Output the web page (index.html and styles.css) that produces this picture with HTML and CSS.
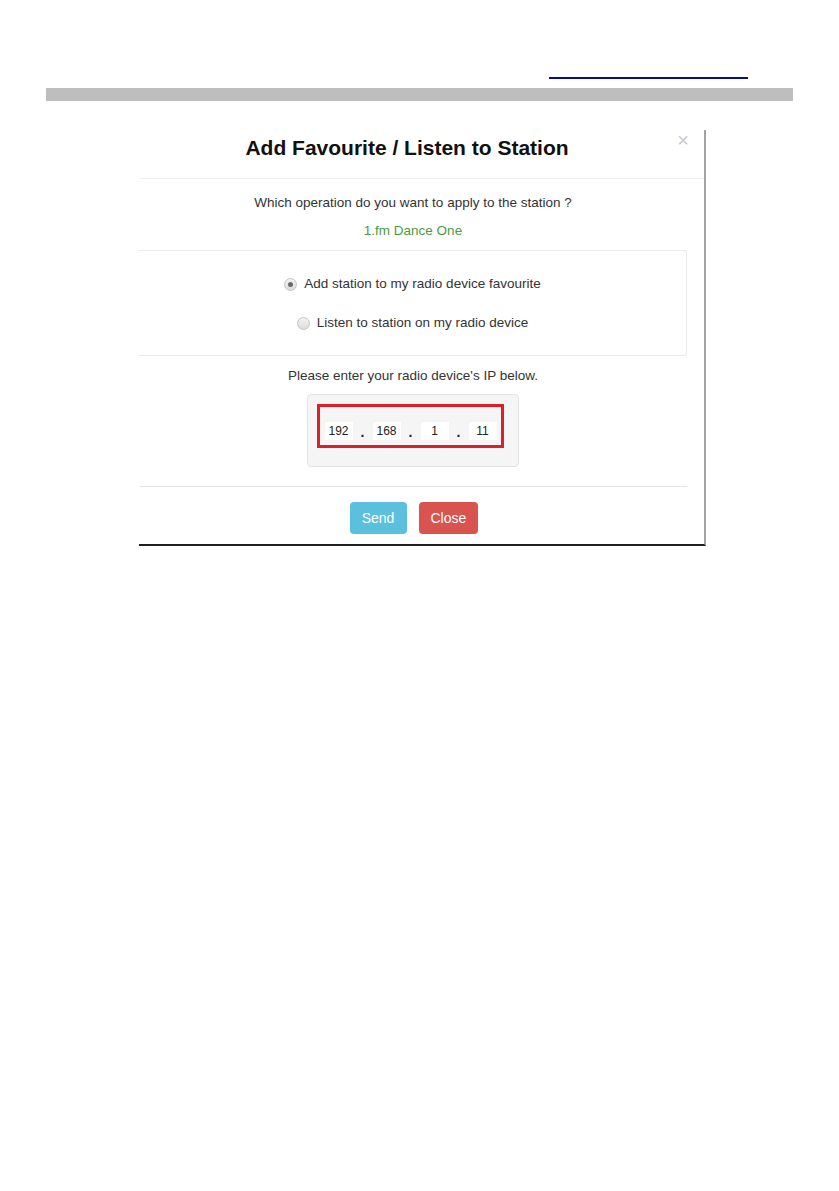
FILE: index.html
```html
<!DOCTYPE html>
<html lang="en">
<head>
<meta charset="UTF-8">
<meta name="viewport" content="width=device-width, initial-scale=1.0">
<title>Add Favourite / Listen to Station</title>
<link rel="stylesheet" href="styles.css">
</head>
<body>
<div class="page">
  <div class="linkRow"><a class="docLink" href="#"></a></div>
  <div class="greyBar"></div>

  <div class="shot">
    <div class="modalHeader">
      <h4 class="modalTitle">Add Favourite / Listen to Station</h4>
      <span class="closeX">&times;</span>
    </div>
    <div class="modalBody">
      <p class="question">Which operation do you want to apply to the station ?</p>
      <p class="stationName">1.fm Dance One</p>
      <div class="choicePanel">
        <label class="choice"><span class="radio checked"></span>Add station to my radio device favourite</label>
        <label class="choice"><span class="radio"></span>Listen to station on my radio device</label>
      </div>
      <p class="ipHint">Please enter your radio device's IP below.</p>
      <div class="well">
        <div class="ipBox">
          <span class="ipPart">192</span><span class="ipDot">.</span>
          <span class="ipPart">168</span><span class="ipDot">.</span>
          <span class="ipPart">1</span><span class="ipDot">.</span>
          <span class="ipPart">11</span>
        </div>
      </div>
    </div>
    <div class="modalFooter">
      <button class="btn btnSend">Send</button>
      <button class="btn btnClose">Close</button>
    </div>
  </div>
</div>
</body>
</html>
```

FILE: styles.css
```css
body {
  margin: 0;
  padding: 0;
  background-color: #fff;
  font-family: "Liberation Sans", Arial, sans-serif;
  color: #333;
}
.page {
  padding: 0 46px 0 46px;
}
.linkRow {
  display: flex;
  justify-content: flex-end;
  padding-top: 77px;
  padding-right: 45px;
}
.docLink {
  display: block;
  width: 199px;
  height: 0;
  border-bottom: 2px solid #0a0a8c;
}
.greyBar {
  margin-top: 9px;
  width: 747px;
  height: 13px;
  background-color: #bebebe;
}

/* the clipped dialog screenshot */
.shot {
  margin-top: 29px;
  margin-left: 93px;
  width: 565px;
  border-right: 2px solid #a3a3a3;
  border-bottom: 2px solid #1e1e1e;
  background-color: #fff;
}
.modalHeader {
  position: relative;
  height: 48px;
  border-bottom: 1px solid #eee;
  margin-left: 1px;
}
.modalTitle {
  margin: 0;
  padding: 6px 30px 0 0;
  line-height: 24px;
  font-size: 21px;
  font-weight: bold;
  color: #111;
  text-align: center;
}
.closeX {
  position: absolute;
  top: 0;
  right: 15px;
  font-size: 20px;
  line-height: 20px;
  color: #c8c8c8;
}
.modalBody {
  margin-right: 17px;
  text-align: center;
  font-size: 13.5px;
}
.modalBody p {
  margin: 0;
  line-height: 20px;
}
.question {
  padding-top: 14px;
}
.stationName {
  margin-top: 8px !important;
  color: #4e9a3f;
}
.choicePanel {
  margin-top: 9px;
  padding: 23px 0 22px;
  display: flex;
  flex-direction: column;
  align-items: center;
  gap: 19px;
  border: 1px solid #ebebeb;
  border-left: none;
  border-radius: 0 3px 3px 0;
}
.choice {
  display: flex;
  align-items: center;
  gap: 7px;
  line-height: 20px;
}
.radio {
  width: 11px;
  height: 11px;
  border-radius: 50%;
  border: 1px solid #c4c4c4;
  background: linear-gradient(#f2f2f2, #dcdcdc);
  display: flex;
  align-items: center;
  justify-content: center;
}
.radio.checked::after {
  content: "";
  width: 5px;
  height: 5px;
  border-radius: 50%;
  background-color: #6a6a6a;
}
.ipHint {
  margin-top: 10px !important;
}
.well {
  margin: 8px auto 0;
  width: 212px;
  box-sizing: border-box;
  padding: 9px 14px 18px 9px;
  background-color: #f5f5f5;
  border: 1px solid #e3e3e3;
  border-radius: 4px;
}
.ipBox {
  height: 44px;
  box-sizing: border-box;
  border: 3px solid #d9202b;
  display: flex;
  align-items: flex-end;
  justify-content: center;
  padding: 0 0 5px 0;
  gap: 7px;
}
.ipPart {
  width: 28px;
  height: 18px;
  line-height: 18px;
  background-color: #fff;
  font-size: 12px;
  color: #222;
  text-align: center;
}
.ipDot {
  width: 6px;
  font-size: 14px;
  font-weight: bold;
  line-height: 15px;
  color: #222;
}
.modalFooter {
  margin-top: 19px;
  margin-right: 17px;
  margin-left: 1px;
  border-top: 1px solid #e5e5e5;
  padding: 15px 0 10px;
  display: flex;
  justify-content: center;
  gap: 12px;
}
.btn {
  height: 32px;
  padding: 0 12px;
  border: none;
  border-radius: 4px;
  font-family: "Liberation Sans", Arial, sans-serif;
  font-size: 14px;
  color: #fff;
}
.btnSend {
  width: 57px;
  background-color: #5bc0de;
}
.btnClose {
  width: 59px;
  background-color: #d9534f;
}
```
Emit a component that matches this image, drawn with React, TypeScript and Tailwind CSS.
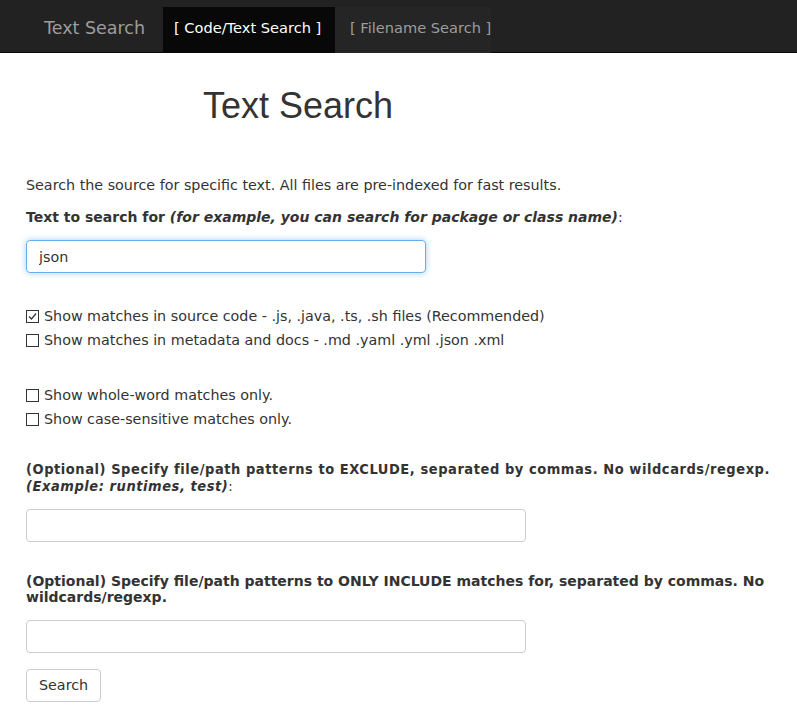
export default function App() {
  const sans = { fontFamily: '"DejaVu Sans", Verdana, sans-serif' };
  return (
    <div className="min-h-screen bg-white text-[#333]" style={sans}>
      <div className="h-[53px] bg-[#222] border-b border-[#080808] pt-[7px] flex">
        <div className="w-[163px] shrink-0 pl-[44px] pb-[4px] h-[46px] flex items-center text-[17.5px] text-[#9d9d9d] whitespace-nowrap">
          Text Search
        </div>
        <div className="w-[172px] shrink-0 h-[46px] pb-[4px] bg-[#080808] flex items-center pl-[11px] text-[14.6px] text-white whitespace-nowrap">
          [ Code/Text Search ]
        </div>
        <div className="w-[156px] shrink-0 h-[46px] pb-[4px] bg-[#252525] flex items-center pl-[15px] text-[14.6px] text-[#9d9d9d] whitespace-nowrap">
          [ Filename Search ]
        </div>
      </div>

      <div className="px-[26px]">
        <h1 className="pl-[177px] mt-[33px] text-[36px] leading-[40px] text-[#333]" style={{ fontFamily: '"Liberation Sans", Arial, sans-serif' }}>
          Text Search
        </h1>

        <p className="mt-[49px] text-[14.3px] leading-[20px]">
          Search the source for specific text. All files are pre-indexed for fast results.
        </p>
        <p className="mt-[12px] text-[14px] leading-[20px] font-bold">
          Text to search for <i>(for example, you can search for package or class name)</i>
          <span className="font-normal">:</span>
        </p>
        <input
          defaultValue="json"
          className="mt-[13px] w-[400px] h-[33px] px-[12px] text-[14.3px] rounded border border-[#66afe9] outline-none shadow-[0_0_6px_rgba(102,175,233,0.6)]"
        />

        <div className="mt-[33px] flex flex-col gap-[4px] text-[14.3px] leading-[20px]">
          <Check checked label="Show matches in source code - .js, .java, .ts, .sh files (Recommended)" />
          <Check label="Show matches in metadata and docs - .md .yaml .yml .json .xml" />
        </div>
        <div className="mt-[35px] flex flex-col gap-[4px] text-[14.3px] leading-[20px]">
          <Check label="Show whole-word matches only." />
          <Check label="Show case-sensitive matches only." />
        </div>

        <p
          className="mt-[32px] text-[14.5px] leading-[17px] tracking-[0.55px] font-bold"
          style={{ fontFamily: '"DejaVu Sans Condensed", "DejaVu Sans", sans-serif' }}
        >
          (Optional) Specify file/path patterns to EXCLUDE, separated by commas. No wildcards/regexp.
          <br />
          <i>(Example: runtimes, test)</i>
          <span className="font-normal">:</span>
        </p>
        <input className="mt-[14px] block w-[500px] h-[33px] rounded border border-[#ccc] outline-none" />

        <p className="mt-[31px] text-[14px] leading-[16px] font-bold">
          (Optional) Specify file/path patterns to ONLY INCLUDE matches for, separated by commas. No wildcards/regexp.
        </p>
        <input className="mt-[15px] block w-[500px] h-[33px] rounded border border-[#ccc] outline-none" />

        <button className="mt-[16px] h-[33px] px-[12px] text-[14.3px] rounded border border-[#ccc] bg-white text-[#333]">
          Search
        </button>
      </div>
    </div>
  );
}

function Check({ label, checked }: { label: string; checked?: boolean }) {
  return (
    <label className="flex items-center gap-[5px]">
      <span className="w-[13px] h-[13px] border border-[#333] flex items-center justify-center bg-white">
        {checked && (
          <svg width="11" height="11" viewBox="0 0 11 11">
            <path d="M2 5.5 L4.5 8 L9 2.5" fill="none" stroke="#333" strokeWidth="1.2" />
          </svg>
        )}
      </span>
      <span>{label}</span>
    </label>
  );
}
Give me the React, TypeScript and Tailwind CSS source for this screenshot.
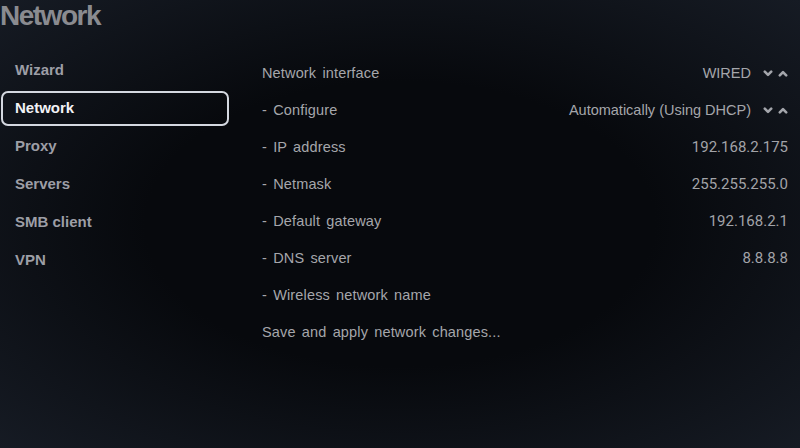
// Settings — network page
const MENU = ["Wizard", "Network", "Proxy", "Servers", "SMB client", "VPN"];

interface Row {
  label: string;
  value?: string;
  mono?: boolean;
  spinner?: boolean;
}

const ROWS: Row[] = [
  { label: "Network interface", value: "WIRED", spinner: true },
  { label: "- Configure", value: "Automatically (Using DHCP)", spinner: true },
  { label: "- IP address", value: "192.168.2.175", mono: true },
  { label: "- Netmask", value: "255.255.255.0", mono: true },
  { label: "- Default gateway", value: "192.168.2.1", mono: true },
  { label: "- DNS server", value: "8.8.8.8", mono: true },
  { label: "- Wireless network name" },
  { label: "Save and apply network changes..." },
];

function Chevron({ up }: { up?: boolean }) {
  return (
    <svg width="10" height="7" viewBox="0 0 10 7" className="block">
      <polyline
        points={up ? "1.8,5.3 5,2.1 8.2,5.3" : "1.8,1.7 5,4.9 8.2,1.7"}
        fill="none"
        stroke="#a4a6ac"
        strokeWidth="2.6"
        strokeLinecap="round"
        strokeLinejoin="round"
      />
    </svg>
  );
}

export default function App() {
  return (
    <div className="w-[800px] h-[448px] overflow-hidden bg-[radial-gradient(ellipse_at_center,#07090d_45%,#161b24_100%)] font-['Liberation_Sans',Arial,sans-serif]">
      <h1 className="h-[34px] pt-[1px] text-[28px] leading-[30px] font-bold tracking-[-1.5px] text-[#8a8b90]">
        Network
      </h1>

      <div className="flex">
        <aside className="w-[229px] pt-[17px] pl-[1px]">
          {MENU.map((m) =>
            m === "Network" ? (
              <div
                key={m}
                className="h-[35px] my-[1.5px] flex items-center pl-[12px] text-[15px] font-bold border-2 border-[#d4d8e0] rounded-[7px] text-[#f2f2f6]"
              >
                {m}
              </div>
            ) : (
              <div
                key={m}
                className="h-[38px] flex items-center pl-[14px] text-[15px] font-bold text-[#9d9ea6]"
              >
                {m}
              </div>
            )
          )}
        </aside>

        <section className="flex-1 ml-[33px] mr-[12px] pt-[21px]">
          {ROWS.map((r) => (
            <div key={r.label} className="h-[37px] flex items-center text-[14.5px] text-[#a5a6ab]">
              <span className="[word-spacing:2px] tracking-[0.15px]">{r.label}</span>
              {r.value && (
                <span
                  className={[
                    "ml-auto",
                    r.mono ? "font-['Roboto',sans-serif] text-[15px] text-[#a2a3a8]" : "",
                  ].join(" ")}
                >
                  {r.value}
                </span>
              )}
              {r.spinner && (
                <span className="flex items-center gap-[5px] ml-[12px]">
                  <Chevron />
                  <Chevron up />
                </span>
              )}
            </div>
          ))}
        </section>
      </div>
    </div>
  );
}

□ □ □

Check each line of the data above for the word "styles", then state how many lines have it. Give the number alone.

3